Duration of Detention: 7 Months
Date of Arrest: 5 June 2008
Date of Release: 1 January 2009
Duration of Detention: 7 months
Number of administrative detention orders: Two
Age at arrest: 16 and a half
Only a half hour earlier that same night, a similar scene occurred at the Siureh’s house in Bethlehem. Sara and her new husband were suddenly startled to hear a loud banging on the door. Sara’s husband opened the door and was confronted with soldiers and the Israeli Security Agency. They stormed into the house and a female soldier shouted at Sara to get dressed. Sara too, was handcuffed, blindfolded and dragged out to the military jeep.
Salwa and Sara are both cousins. Their case constitutes the first administrative detention of Palestinian girls under the age of 18. Following their arrest, Salwa and Sara were taken briefly to Telmond Prison and then to Ofer Prison where they were interrogated for one hour. During the interrogation, they were allegedly asked about their occupation and activities as well as relations with political groups. The girls did not confess to anything. After one hour the girls were taken back to Telmond prison where they spent a couple of days. They were then taken to Damon prison where they were detained until 1 January 2009. Both girls were informed of their release only on the morning of January 1st. The news was both a shock and a pleasant surprised to them and their families who were living a nightmare ever since they became acquainted with the term “administrative detention”. As they were informed too late, neither Sara’s nor Salwa’s parents were able to welcome them at the Al-Jalameh checkpoint. Instead, their uncle and cousins who lived in the area came to meet them, whereas both girls’ parents waited for them at the entry to Bethlehem city.

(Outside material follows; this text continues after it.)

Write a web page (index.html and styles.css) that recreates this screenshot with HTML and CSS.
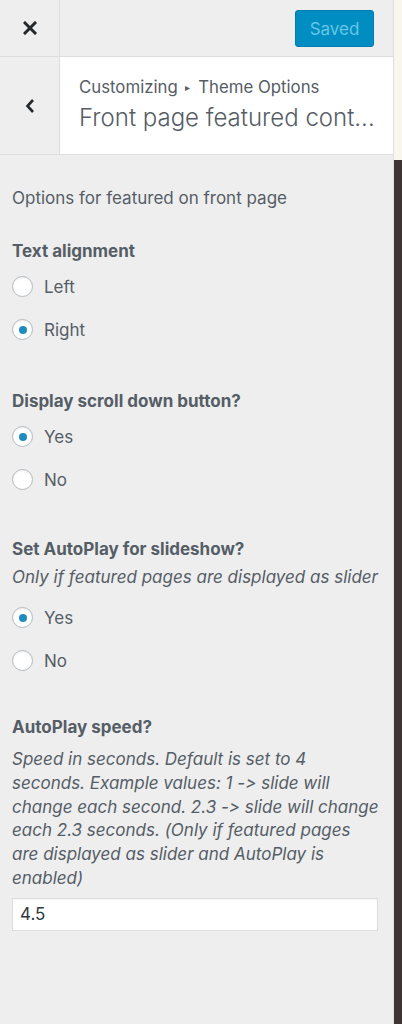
FILE: index.html
```html
<!DOCTYPE html>
<html lang="en">
<head>
  <meta charset="UTF-8" />
  <meta name="viewport" content="width=device-width, initial-scale=1.0"/>
  <title>Customizing: Front page featured content</title>
  <link rel="stylesheet" href="styles.css">
</head>
<body>

  <div class="layout">

    <!-- Customizer sidebar -->
    <div class="sidebar">

      <div class="top-bar">
        <a href="#" class="close-btn" aria-label="Close">
          <svg width="14" height="14" viewBox="0 0 14 14">
            <path d="M2 2 L12 12 M12 2 L2 12" stroke="#23282d" stroke-width="3" stroke-linecap="square" fill="none"/>
          </svg>
        </a>
        <div class="top-actions">
          <button class="btn-saved" disabled>Saved</button>
        </div>
      </div>

      <div class="section-head">
        <a href="#" class="back-btn" aria-label="Back">
          <svg width="10" height="16" viewBox="0 0 10 16">
            <path d="M8 2 L2.5 8 L8 14" stroke="#23282d" stroke-width="2.6" fill="none"/>
          </svg>
        </a>
        <div class="section-title">
          <div class="crumbs">Customizing <span class="crumb-sep">&#9656;</span> Theme Options</div>
          <h3>Front page featured cont...</h3>
        </div>
      </div>

      <div class="controls">
        <p class="section-desc">Options for featured on front page</p>

        <div class="control ctl-align">
          <span class="control-title">Text alignment</span>
          <label class="radio-row"><input type="radio" name="align" /> <span>Left</span></label>
          <label class="radio-row"><input type="radio" name="align" checked /> <span>Right</span></label>
        </div>

        <div class="control ctl-scroll">
          <span class="control-title">Display scroll down button?</span>
          <label class="radio-row"><input type="radio" name="scroll" checked /> <span>Yes</span></label>
          <label class="radio-row"><input type="radio" name="scroll" /> <span>No</span></label>
        </div>

        <div class="control ctl-autoplay">
          <span class="control-title">Set AutoPlay for slideshow?</span>
          <span class="control-desc">Only if featured pages are displayed as slider</span>
          <label class="radio-row"><input type="radio" name="autoplay" checked /> <span>Yes</span></label>
          <label class="radio-row"><input type="radio" name="autoplay" /> <span>No</span></label>
        </div>

        <div class="control ctl-speed">
          <span class="control-title">AutoPlay speed?</span>
          <span class="control-desc speed-desc">Speed in seconds. Default is set to 4 seconds. Example values: 1 -&gt; slide will change each second. 2.3 -&gt; slide will change each 2.3 seconds. (Only if featured pages are displayed as slider and AutoPlay is enabled)</span>
          <input type="text" class="text-input" value="4.5" />
        </div>
      </div>

    </div>

    <!-- Preview frame edge -->
    <div class="preview">
      <div class="preview-top"></div>
      <div class="preview-body"></div>
    </div>

  </div>

</body>
</html>
```

FILE: styles.css
```css
* {
  margin: 0;
  padding: 0;
  box-sizing: border-box;
}

body {
  font-family: Inter, "Noto Sans", sans-serif;
  font-feature-settings: "calt" 0;
  color: #555d66;
  background-color: #eeeeee;
}

.layout {
  display: flex;
  height: 1024px;
  overflow: hidden;
}

.sidebar {
  width: 394px;
  flex-shrink: 0;
  background-color: #eeeeee;
  border-right: 1px solid #dddddd;
}

.preview {
  flex: 1;
  display: flex;
  flex-direction: column;
}

.preview-top {
  height: 160px;
  background-color: #f9f6ee;
}

.preview-body {
  flex: 1;
  background-color: #3e3434;
}

/* top bar */
.top-bar {
  display: flex;
  height: 57px;
  border-bottom: 1px solid #dddddd;
}

.close-btn {
  width: 60px;
  display: flex;
  align-items: center;
  justify-content: center;
  border-right: 1px solid #dddddd;
}

.top-actions {
  flex: 1;
  display: flex;
  align-items: center;
  justify-content: flex-end;
  padding-right: 19px;
}

.btn-saved {
  width: 79px;
  height: 37px;
  background-color: #008ec2;
  border: 1px solid #007cb2;
  border-radius: 3px;
  color: #66c6e4;
  font-family: inherit;
  font-size: 17px;
  margin-top: 1px;
}

/* section header */
.section-head {
  display: flex;
  height: 98px;
  border-bottom: 1px solid #dddddd;
}

.back-btn {
  width: 60px;
  display: flex;
  align-items: center;
  justify-content: center;
  border-right: 1px solid #dddddd;
}

.section-title {
  flex: 1;
  min-width: 0;
  background-color: #ffffff;
  padding: 19px 8px 0 19px;
}

.crumbs {
  font-size: 16.8px;
  line-height: 22px;
  color: #555d66;
  white-space: nowrap;
}

.crumb-sep {
  font-size: 10px;
  vertical-align: 2px;
  margin: 0 3px;
}

.section-title h3 {
  font-size: 24px;
  font-weight: 300;
  line-height: 34px;
  margin-top: 3px;
  color: #555d66;
  white-space: nowrap;
  overflow: hidden;
}

/* controls */
.controls {
  padding: 31px 12px 0 12px;
}

.section-desc {
  font-size: 17px;
  line-height: 24px;
  margin-bottom: 29px;
}

.control {
  display: flex;
  flex-direction: column;
}

.control-title {
  font-size: 17px;
  font-weight: 700;
  line-height: 24px;
  margin-bottom: 2px;
}

.control-desc {
  font-size: 17px;
  font-style: italic;
  line-height: 24px;
  margin-top: 2px;
  margin-bottom: 7px;
}

.ctl-align {
  margin-bottom: 38px;
}

.ctl-scroll {
  margin-bottom: 36px;
}

.ctl-autoplay {
  margin-bottom: 33px;
}

.speed-desc {
  margin-top: 7px;
  line-height: 23.8px;
  margin-bottom: 7px;
}

.radio-row {
  display: flex;
  align-items: center;
  height: 43px;
  font-size: 17px;
}

.radio-row input {
  appearance: none;
  width: 21px;
  height: 21px;
  border: 1px solid #b4b9be;
  border-radius: 50%;
  background-color: #ffffff;
  box-shadow: inset 0 1px 2px rgba(0, 0, 0, 0.07);
  margin-right: 11px;
  display: flex;
  align-items: center;
  justify-content: center;
}

.radio-row input:checked::before {
  content: "";
  width: 8px;
  height: 8px;
  border-radius: 50%;
  background-color: #1e8cbe;
}

.text-input {
  width: 366px;
  height: 33px;
  border: 1px solid #dddddd;
  background-color: #ffffff;
  padding: 0 7px;
  font-family: inherit;
  font-size: 17px;
  color: #32373c;
  box-shadow: inset 0 1px 2px rgba(0, 0, 0, 0.04);
}
```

On 12 June 2008 Salwa and Sara were issued with military administrative detention orders. The orders had been set for four months (in respect of Salwa) and five months (in respect of Sara). A military court confirmed the orders on June 18th. An appeal hearing also confirmed the orders on July 16th although Sara’s sentence was reduced from five to four months. They were due to be released on October 4th 2008.
On 5 October 2008 both girls were issued with a second administrative detention order. On 6 October 2008 a judicial review of the administrative detention order took place. Eyal Noon, the military judge in charge, upheld the order for a further three months from 4 October 2008 until 3 January 2009 claiming that the girls were still ‘dangerous’ to the public despite that the military prosecutor had provided no information since the girls’ arrest.
On 2 November 2008 the Military Judge at Ofer Military Court rejected the appeal by Addameer Attorney Mahmoud Hassan to reduce the administrative detention order of Salwa Salah and Sara Siureh, effectively prolonging their detention until 3 January 2008.
Since their arrest, Salwa and Sara’s human rights have consistently been violated. In addition to the soldiers’ use of excessive force during the arrests, the girls also reported that during a transfer from Damon to Ramleh prison on 15 July, they suffered extremely abusive behaviour from the female police officer escorting them. In particular, the officer pushed them forcefully with her hands and shouted at them. When they arrived at Ramleh prison, Salwa and Sara were searched according to the existing procedure: they were asked to strip totally naked while a female officer searched their hair, body and mouth with gloves. They felt the search was humiliating.
Additionally, throughout the length of their detention, they were held with adult Palestinian female prisoners in Damon prison. Such an arrangement is blatantly in contravention with international law. Indeed, according to the UN Convention on the Rights of the Child, anyone below the age of 18 is considered a child. Although such a definition is used by Israel in relation to its own citizens, it is not applied to Palestinians. As per military orders in use in the occupied Palestinian territory, any Palestinian above the age of 16 is considered an adult. Thus, all Palestinian girls between the ages of 16 to 18 are detained together with adult Palestinian women. As a result, they do not benefit from preferential treatment in terms of detention conditions or more frequent access to family visits, as stipulated by international law. Neither to they receive access to formal education whether vocational training or the continuation of their schooling education. In contrast, the Israeli Prison Service (IPS) regulations allow Israeli juvenile offenders to complete formal education from grade 8 to 12 by providing them access to adequately trained teachers and a specially designed curriculum for them by the Ministry of Education.
This breach of international law mostly affected Salwa Salah who wished to continue her education while in prison. At the time of their arrest, Salwa had just successfully completed 11th grade and was accepted to the final year of secondary schooling, commonly known as Tawjihi. Due to her imprisonment and the lack of access to formal education in prison based on the Palestinian curriculum, she was unable to prepare for the final matriculation exam although she had requested to have access to a mathematics teacher. Now after her release, Salwa is back at school, determined to finish high school on time with her classmates. She has been studying really hard, her father says, taking additional courses after class to catch up on the classes she missed while in prison. She is doing well, full of life again, although prison has left some physical scars: strong headaches and constant stomachaches due to the prison’s poor nutrition. But the doctors say that with time, an appropriate nutrition and normal live her health condition will improve.